The Internet has turned shopping into an increasingly solitary experience, allowing consumers to click-to-purchase while sitting alone on their couch wearing fuzzy slippers. Part of Blippy’s appeal is that it brings socializing back to shopping, experts say, part of the same trend that has prompted thousands of teenage girls to post “haul videos” on YouTube that show off their closets of stuff.
“Sharing purchases is something that people do online,” said Amanda Lenhart, a senior research specialist for the Pew Internet & American Life Project. But, she said, “people often fail to remember who exactly is in their network at any given moment — even though you’ve created it yourself.”
Ward Cole signed up for Blippy a few weeks ago, even though he thought the idea was “kinda creepy.” The 33-year-old District resident — who is on Digg, Delicious, Reddit, Twitter, Facebook and Foursquare — said he heard about the site on Twitter and likes to be on the cutting edge of technology.
“It seemed like a little bit of an overshare, but I just kinda wanted to dive in,” he said.
But once he checked out the site, the only account he felt comfortable sharing was iTunes. (“I’ve Got A Rock ‘n’ Roll Heart” by Eric Clapton, and Shakespeare and Monopoly apps for his iPhone.) He might consider linking his Amazon account, he said, but his credit and debit card accounts would be a step too far.
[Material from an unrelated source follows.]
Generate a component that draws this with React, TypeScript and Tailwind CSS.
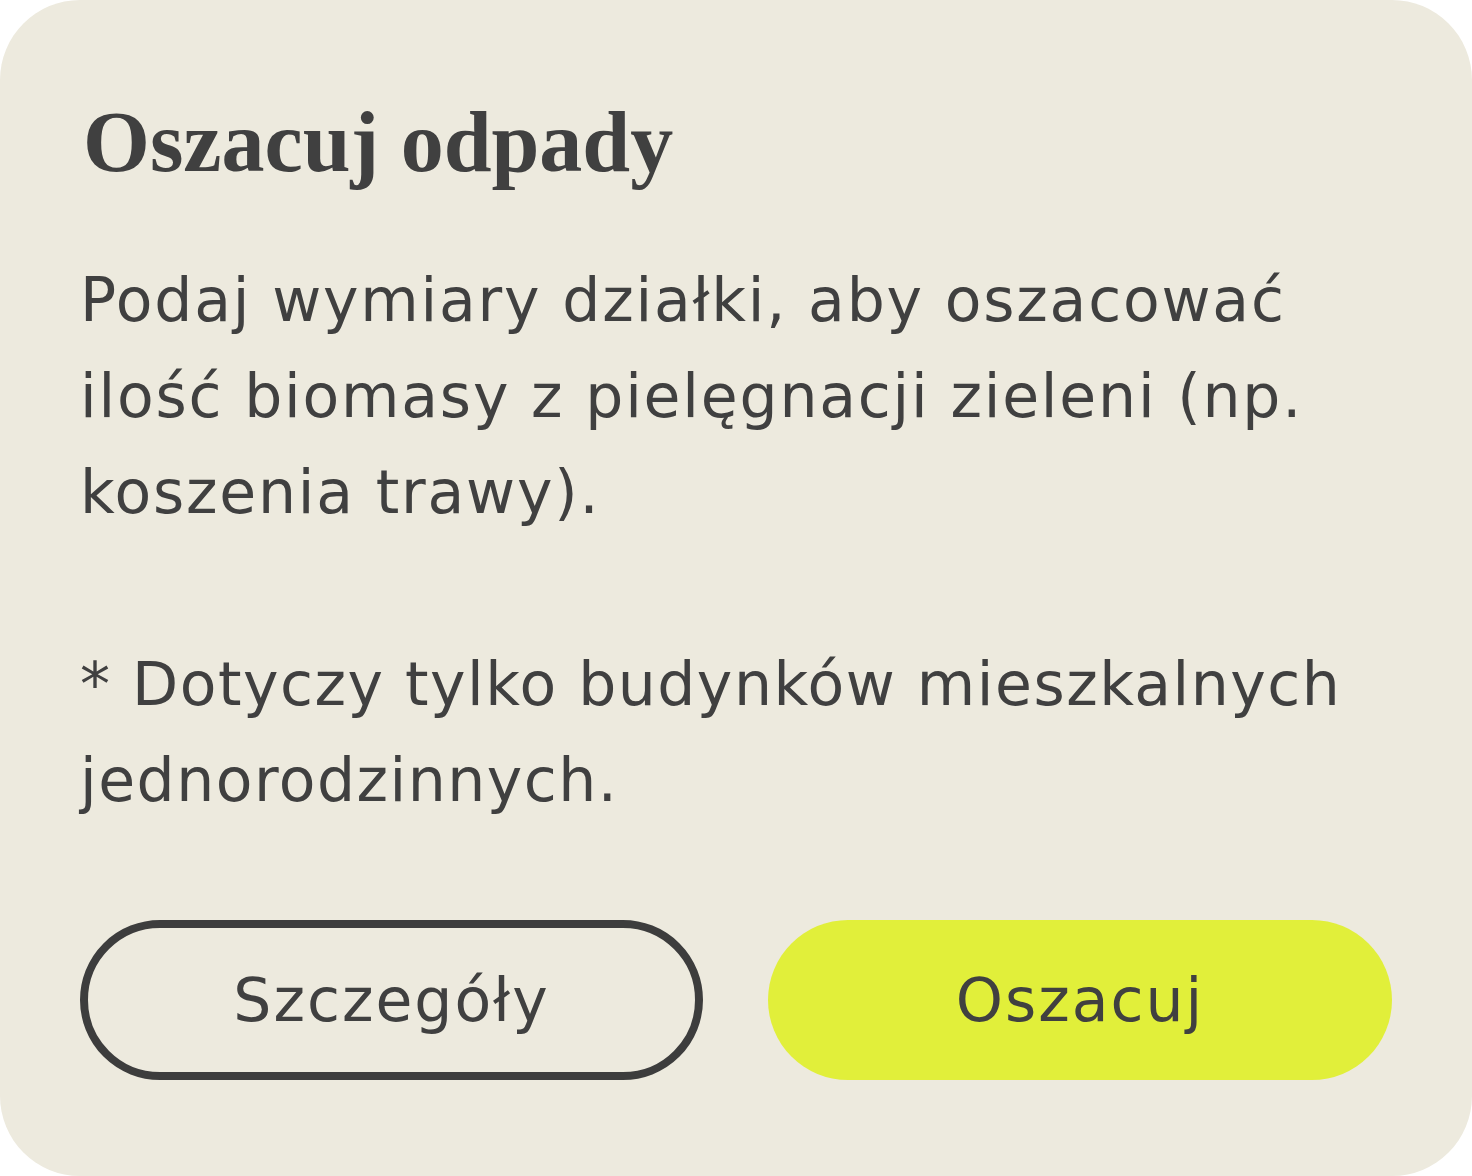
const body = "font-['DejaVu_Sans',sans-serif]";

export default function App() {
  return (
    <div className="h-[1176px] w-[1472px] bg-white">
      <section className="flex h-full w-full flex-col rounded-[80px] bg-[#edeade] px-20 pt-[95px] text-[#404040]">
        <h1 className="pl-[3px] font-['Liberation_Serif',serif] text-[86px] font-bold leading-[95px]">
          Oszacuj odpady
        </h1>

        <div className={`${body} mt-[62px] whitespace-nowrap text-[60px] leading-[96px]`}>
          <p className="tracking-[1.8px]">
            Podaj wymiary działki, aby oszacować
            <br />
            ilość biomasy z pielęgnacji zieleni (np.
            <br />
            koszenia trawy).
          </p>
          <p className="mt-[96px] tracking-[1.5px]">
            * Dotyczy tylko budynków mieszkalnych
            <br />
            jednorodzinnych.
          </p>
        </div>

        <div className={`${body} mt-[92px] flex gap-[65px] text-[60px] tracking-[2px]`}>
          <button
            type="button"
            className="flex h-[160px] w-[623px] shrink-0 items-center justify-center rounded-full border-[8px] border-[#3d3d3d]"
          >
            Szczegóły
          </button>
          <button
            type="button"
            className="flex h-[160px] w-[624px] shrink-0 items-center justify-center rounded-full bg-[#e1ef3a]"
          >
            Oszacuj
          </button>
        </div>
      </section>
    </div>
  );
}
He has invited 15 to 20 friends to sign up for Blippy, but he has had no takers.
For now, the sites say they want to establish a following and worry about making money later — and that concerns privacy advocates: Users are relinquishing personal information without knowing how it might be used in the future.
Three years ago, Facebook experimented with a similar concept called Beacon. When members visited Web sites such as Blockbuster, Zappos and Overstock.com, it published alerts that sometimes ran alongside ads or a person’s photo. The move sparked outrage among users, prompting a petition drive by MoveOn.org and a class-action lawsuit. Facebook eventually axed the program and settled the suit for $9.5 million, which it promised to use to create a foundation to study privacy issues.
But just this week, Facebook and MySpace faced another privacy snag when the Wall Street Journal discovered a loophole that allowed advertisers to track which users clicked on their ads, a violation of the sites’ privacy policies. The companies have promised to fix the problem.
“It’s not just about a private exchange between friends. The business is basically about providing access to you to advertisers and marketers,” said Chester, of the Center for Digital Democracy. “There are little strangers listening in.”
The founders of Blippy and Swipely say they are committed to transparency and intend to keep users informed as their advertising plans develop.
When Blippy discovered a technical problem last month that exposed several users’ credit card information to Google for three months, chief executive Ashvin Kumar blogged about the issue and vowed to hire a chief security officer and create a privacy center for users.
“Posting something online is almost as bad as getting a tattoo,” said Underhill, the author. “The act of pulling it off or making it disappear ultimately is expensive, and it’s never complete. No matter what you do about it, it leaves a little scar.”